Posted by: Shawn Hedrick on September 16, 2016 10:41 AM

male worker replacing asphalt shingle roof

 

Your roof needs significant repairs and probably should be completely replaced, but you are planning to put your home on the market and hopefully sell very soon. Is it worth replacing the roof before you list your home? Ask yourself the following questions to help make that decision.

 

 How’s the market?

You need to evaluate the speed with which comparable homes in your area have been selling. If you are in a strong market with more demand for homes than available stock, you may be able to find a buyer for your home who won’t balk at having to immediately replace the roof. However, if home sales in your area are slow, a roof that’s in bad condition could discourage buyers from even considering your property.

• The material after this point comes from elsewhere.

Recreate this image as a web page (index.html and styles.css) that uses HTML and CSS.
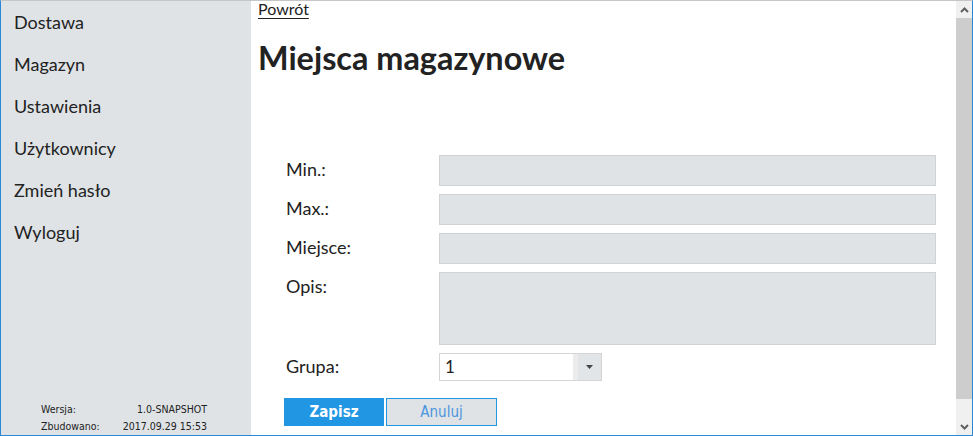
FILE: index.html
```html
<!DOCTYPE html>
<html lang="pl">
<head>
<meta charset="utf-8">
<title>Miejsca magazynowe</title>
<link rel="stylesheet" href="styles.css">
</head>
<body>
<div class="window">
  <aside class="sidebar">
    <nav class="menu">
      <a href="#">Dostawa</a>
      <a href="#">Magazyn</a>
      <a href="#">Ustawienia</a>
      <a href="#">Użytkownicy</a>
      <a href="#">Zmień hasło</a>
      <a href="#">Wyloguj</a>
    </nav>
    <dl class="build">
      <dt>Wersja:</dt><dd>1.0-SNAPSHOT</dd>
      <dt>Zbudowano:</dt><dd>2017.09.29 15:53</dd>
    </dl>
  </aside>
  <main class="content">
    <a class="back" href="#">Powrót</a>
    <h1 class="title">Miejsca magazynowe</h1>
    <form class="form">
      <label class="label">Min.:</label>
      <div class="field"></div>
      <label class="label">Max.:</label>
      <div class="field"></div>
      <label class="label">Miejsce:</label>
      <div class="field"></div>
      <label class="label">Opis:</label>
      <div class="field field-area"></div>
      <label class="label label-select">Grupa:</label>
      <div class="select">
        <span class="select-value">1</span>
        <span class="select-sep"></span>
        <span class="select-btn"><svg width="7" height="4" viewBox="0 0 7 4"><path d="M0 0h7L3.5 4z" fill="#444"/></svg></span>
      </div>
      <div class="actions">
        <button type="button" class="btn btn-primary">Zapisz</button>
        <button type="button" class="btn btn-secondary">Anuluj</button>
      </div>
    </form>
  </main>
  <div class="scrollbar">
    <div class="sb-btn"><svg width="9" height="6" viewBox="0 0 9 6"><path d="M1 5L4.5 1.5L8 5" fill="none" stroke="#606060" stroke-width="2"/></svg></div>
    <div class="sb-thumb"></div>
    <div class="sb-track"></div>
    <div class="sb-btn"><svg width="9" height="6" viewBox="0 0 9 6"><path d="M1 1L4.5 4.5L8 1" fill="none" stroke="#606060" stroke-width="2"/></svg></div>
  </div>
</div>
</body>
</html>
```

FILE: styles.css
```css
* { box-sizing: border-box; }
html, body { margin: 0; padding: 0; }
body {
  font-family: Lato, "Noto Sans", sans-serif;
  color: #222;
  background: #fff;
}
.window {
  width: 973px;
  height: 436px;
  border-top: 1px solid #c6c6c6;
  border-left: 1px solid #2a88d6;
  border-right: 1px solid #2a88d6;
  border-bottom: 1px solid #2a88d6;
  display: flex;
  overflow: hidden;
}
.sidebar {
  width: 250px;
  flex: none;
  background: #dfe3e6;
  display: flex;
  flex-direction: column;
  justify-content: space-between;
}
.menu {
  display: flex;
  flex-direction: column;
  padding-left: 13px;
}
.menu a {
  font-size: 18px;
  line-height: 42px;
  color: #222;
  text-decoration: none;
}
.build {
  margin: 0 0 0 40px;
  width: 166px;
  display: grid;
  grid-template-columns: 1fr auto;
  font-family: "DejaVu Sans Condensed", "DejaVu Sans", sans-serif;
  font-size: 10.5px;
  line-height: 17px;
  color: #222;
}
.build dt, .build dd { margin: 0; }
.build dd { text-align: right; }
.content {
  flex: 1;
  min-width: 0;
  padding-left: 7px;
}
.back {
  display: block;
  width: max-content;
  font-size: 16px;
  line-height: 16px;
  color: #222;
  text-decoration: underline;
  text-underline-offset: 3px;
}
.title {
  margin: 22px 0 78px;
  font-size: 32.4px;
  line-height: 38px;
  font-weight: 700;
  color: #222;
}
.form {
  margin-left: 26px;
  width: 652px;
  display: grid;
  grid-template-columns: 155px 497px;
  row-gap: 8px;
  align-items: start;
}
.label {
  padding: 3px 0 0 2px;
  font-size: 18px;
  line-height: normal;
}
.label-select { padding-top: 2px; }
.field {
  height: 31px;
  background: #dfe3e6;
  border: 1px solid #cfd3d6;
}
.field-area { height: 73px; }
.select {
  width: 163px;
  height: 28px;
  border: 1px solid #d4d4d4;
  background: #fff;
  display: flex;
}
.select-value {
  flex: 1;
  padding-left: 5px;
  font-size: 17px;
  line-height: 26px;
}
.select-sep {
  width: 5px;
  background: #ececec;
}
.select-btn {
  width: 23px;
  background: #e1e5e8;
  display: flex;
  align-items: center;
  justify-content: center;
}
.actions {
  grid-column: 1 / -1;
  margin-top: 9px;
  display: flex;
  gap: 2px;
}
.btn {
  height: 28px;
  padding: 0;
  font-family: "DejaVu Sans Condensed", "DejaVu Sans", sans-serif;
  font-size: 15px;
  border: 1px solid #2196e3;
}
.btn-primary {
  width: 100px;
  background: #2196e3;
  color: #fff;
  font-weight: 700;
}
.btn-secondary {
  width: 111px;
  background: #dfe3e6;
  color: #4b95de;
}
.scrollbar {
  width: 16px;
  flex: none;
  display: flex;
  flex-direction: column;
  background: #f0f0f0;
}
.sb-btn {
  height: 17px;
  display: flex;
  align-items: center;
  justify-content: center;
}
.sb-thumb {
  height: 381px;
  background: #cdcdcd;
}
.sb-track { flex: 1; }
```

Because of the expense of roof replacement, it can easily become a point of contention in a home sale. Buyers can negotiate a lower purchase price to account for the impending cost if it will quickly reach the end of its useful life. However, not replacing it can actually be a savvy choice for sellers; the return on investment for a roof replacement averages only 51.8% in northern midwest states like Iowa in 2016, according to Remodeling Magazine.  

 

Do you actually have a choice?

A roof that is at the end of its useful life or that has significant problems may be an impediment to a buyer financing his or her purchase through a lender. A lender will commonly make completing repairs a condition of loan approval. When that happens, the seller is usually required to make (and pay) for the repairs prior to closing.

If you aren’t sure if your roof is reaching the end of its useful life, consult with a roofing professional. A roofing specialist can perform maintenance service on your roof and then certify it for an additional three to five years. This can provide peace of mind for a lender and help your home sale go through smoothly.

 

How’s the condition of the rest of the home?

If your home is in pretty good shape, is a good size compared to others in the area, and is generally otherwise in move-in-ready condition, replacing your roof can make sense before trying to sell. You’ll attract buyers who are looking for a turnkey home and want to avoid dealing with construction or repair projects on their new home.

If your home needs significant other upgrades or repairs, however, it may not be worth it to replace the roof—especially if a buyer would be likely to immediately put on an addition, bump out dormers to convert an upper floor, or otherwise change the footprint (and roof configuration) of the home. It makes more sense for the buyer to put one continuous, uniform new roof on the home after those improvements are complete.

 

How long will you be staying in your home?

If you’re trying to get out of your home as quickly as possible, and your local real estate market is strong enough to support a sale despite the condition of the roof, you may choose not replace. Price your home appropriately, and alert the buyers to the necessity of impending repairs before the inspector brings it to their attention. 

If you’re planning on staying in your home for some time—particularly through the winter—you may want to replace your roof now. Your family will enjoy the benefits of your new roof during the interim, including improved home comfort and lower energy bills. Plus, you avoid the danger of more serious damage resulting from your aging roof, which could delay your sale and cost you more.

 

If you’re planning to sell your home and suspect your roof may have significant problems, have your roof inspected by a professional, and get an estimate for replacing your roof. Knowing your options can help you decide whether to replace your aging asphalt shingle roof or lower the sale price (and figure out by how much to do so). Contact Hedrick Construction in Ames, to schedule an inspection and get a free estimate to replace the roof on your Central Iowa home.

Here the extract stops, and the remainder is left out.